======== Material ========
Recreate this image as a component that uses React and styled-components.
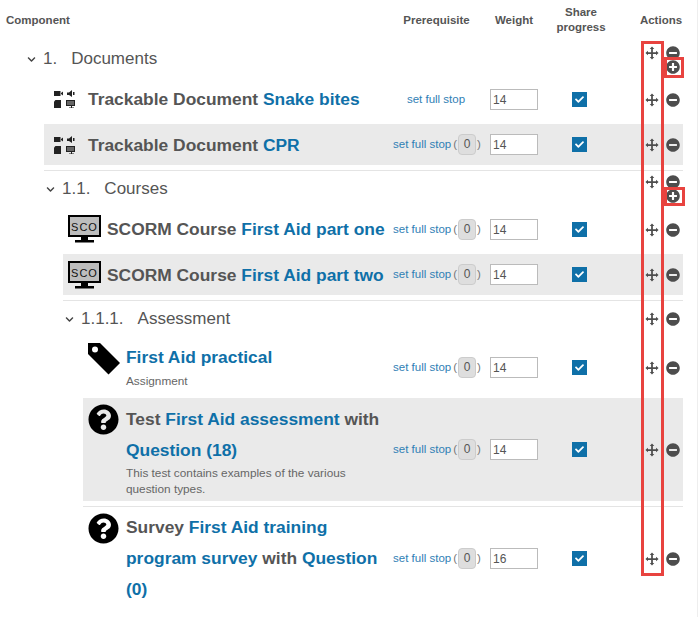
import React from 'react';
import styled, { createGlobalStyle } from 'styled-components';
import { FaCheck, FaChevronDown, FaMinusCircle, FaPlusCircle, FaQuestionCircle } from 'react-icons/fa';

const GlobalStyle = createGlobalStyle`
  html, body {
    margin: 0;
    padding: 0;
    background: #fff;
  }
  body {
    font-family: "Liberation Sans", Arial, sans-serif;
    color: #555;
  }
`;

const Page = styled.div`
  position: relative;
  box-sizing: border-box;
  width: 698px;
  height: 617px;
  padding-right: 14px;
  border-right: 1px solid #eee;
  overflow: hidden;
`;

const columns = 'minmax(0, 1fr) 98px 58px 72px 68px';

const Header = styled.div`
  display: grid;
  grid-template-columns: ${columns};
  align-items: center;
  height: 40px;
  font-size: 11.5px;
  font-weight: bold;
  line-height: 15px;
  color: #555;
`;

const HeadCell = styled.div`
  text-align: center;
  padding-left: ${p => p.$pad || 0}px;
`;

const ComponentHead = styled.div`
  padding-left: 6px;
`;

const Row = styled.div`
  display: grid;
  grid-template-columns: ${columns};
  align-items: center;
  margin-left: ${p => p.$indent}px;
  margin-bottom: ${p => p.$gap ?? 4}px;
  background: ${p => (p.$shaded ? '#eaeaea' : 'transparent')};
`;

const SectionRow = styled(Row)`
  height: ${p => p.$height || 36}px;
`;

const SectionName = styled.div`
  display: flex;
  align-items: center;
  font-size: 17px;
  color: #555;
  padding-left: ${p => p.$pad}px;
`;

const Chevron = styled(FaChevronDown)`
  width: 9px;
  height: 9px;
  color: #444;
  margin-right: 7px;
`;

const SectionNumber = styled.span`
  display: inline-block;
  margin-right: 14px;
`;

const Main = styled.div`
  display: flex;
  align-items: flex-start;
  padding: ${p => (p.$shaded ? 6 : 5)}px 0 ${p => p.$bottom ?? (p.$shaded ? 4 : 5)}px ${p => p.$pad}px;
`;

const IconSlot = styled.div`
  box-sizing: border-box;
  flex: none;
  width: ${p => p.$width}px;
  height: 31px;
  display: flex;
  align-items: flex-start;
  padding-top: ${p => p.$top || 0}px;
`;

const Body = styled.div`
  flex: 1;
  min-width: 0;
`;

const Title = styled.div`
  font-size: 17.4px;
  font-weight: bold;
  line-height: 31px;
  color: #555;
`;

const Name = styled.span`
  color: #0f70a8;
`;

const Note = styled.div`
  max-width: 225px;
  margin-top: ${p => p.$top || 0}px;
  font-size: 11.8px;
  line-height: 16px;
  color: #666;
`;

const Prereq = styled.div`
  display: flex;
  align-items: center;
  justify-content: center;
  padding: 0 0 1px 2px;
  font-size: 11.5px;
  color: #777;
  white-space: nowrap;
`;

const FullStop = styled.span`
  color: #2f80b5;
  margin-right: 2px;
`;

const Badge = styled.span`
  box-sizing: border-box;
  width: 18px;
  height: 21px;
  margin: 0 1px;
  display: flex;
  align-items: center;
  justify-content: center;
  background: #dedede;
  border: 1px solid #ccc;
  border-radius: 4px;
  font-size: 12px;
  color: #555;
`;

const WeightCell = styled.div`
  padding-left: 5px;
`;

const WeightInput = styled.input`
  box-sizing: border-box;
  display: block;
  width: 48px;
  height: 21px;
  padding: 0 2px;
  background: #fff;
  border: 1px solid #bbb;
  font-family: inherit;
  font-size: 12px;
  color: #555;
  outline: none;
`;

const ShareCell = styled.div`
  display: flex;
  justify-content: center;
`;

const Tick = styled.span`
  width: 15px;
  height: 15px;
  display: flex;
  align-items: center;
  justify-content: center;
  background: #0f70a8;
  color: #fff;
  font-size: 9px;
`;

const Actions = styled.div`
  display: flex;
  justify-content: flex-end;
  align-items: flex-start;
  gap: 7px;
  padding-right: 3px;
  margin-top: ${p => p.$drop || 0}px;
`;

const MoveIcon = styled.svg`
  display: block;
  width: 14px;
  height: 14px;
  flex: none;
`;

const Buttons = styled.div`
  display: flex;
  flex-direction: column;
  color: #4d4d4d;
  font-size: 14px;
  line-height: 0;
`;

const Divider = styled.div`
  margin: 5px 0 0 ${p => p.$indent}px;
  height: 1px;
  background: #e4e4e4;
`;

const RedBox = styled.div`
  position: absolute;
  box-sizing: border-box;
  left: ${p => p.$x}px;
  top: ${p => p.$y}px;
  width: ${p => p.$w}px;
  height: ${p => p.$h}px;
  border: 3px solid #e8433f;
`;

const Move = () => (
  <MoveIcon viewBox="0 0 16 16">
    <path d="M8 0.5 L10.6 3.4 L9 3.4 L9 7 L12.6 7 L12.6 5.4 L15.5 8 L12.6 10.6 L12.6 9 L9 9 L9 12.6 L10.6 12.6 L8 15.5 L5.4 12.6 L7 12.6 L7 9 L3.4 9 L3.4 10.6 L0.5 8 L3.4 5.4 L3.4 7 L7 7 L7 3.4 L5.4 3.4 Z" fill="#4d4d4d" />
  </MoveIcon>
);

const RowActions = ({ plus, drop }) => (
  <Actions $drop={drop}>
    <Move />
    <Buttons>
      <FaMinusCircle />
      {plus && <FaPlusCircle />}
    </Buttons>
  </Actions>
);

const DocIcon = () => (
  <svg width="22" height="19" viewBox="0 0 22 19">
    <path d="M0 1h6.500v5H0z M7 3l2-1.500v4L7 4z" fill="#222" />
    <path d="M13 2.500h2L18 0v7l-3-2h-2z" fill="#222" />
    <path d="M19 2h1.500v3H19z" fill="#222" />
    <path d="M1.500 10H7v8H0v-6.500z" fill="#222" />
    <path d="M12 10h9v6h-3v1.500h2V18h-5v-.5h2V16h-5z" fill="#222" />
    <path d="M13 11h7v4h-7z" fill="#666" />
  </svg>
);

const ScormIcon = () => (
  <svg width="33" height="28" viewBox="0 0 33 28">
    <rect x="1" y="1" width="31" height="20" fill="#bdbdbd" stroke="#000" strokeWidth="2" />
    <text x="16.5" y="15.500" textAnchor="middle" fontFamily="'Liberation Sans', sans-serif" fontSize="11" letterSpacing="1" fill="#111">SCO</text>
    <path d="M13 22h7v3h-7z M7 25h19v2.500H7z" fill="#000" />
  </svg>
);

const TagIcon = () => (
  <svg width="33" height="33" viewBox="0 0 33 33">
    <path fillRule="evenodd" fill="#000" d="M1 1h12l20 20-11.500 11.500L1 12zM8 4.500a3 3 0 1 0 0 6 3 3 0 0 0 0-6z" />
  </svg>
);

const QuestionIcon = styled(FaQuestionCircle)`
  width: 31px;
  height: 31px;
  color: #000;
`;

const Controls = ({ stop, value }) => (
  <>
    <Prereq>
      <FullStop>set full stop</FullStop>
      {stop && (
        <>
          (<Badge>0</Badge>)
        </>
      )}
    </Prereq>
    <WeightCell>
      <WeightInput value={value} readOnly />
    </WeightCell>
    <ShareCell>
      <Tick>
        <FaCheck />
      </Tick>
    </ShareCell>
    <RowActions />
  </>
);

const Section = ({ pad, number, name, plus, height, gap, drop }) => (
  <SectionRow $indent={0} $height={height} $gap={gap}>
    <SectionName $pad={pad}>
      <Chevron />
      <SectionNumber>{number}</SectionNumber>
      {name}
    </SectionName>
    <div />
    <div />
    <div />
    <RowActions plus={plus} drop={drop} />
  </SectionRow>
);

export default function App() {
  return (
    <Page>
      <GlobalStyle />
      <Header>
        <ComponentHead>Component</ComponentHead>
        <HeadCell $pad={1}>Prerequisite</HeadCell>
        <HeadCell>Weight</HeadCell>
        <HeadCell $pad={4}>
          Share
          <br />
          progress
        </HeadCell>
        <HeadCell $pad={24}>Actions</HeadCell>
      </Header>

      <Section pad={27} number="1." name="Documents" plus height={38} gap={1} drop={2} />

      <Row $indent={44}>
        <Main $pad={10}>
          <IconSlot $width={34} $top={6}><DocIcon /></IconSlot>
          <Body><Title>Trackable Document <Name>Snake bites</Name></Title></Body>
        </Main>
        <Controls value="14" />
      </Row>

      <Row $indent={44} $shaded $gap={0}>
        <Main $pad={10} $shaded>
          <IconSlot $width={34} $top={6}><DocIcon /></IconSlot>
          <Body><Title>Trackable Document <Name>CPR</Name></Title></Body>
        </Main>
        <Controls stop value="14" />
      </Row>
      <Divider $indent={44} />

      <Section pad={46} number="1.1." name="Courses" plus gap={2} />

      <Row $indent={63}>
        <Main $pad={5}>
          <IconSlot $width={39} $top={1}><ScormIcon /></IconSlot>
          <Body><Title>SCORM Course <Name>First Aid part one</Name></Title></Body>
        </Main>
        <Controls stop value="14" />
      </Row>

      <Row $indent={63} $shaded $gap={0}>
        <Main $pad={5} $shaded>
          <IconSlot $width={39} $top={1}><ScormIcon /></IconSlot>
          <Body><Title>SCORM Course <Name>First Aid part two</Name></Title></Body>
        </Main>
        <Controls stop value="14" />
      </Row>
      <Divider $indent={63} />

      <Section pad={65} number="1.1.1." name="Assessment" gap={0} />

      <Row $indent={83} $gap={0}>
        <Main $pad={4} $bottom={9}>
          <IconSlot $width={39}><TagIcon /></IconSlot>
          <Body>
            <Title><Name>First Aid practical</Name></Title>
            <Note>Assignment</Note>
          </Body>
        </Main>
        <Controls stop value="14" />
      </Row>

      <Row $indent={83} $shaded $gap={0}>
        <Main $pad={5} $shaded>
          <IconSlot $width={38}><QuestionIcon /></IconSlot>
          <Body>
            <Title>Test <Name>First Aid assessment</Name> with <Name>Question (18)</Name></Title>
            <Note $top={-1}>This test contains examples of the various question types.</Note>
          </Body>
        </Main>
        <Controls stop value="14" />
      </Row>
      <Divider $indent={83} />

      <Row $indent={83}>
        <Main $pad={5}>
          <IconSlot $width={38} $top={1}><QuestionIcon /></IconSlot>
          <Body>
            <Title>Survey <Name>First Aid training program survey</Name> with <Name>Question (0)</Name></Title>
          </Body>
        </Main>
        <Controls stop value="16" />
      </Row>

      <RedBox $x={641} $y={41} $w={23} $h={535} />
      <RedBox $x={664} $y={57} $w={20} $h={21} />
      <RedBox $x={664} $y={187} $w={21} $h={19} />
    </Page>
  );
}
========
(Your objective):
Give again, word for word, every line from the top of the data above to the line holding "FaMinusCircle, FaPlusCircle, FaQuestionCircle", inclusive, with the pictures left out.

(Answer below):
Recreate this image as a component that uses React and styled-components.
import React from 'react';
import styled, { createGlobalStyle } from 'styled-components';
import { FaCheck, FaChevronDown, FaMinusCircle, FaPlusCircle, FaQuestionCircle } from 'react-icons/fa';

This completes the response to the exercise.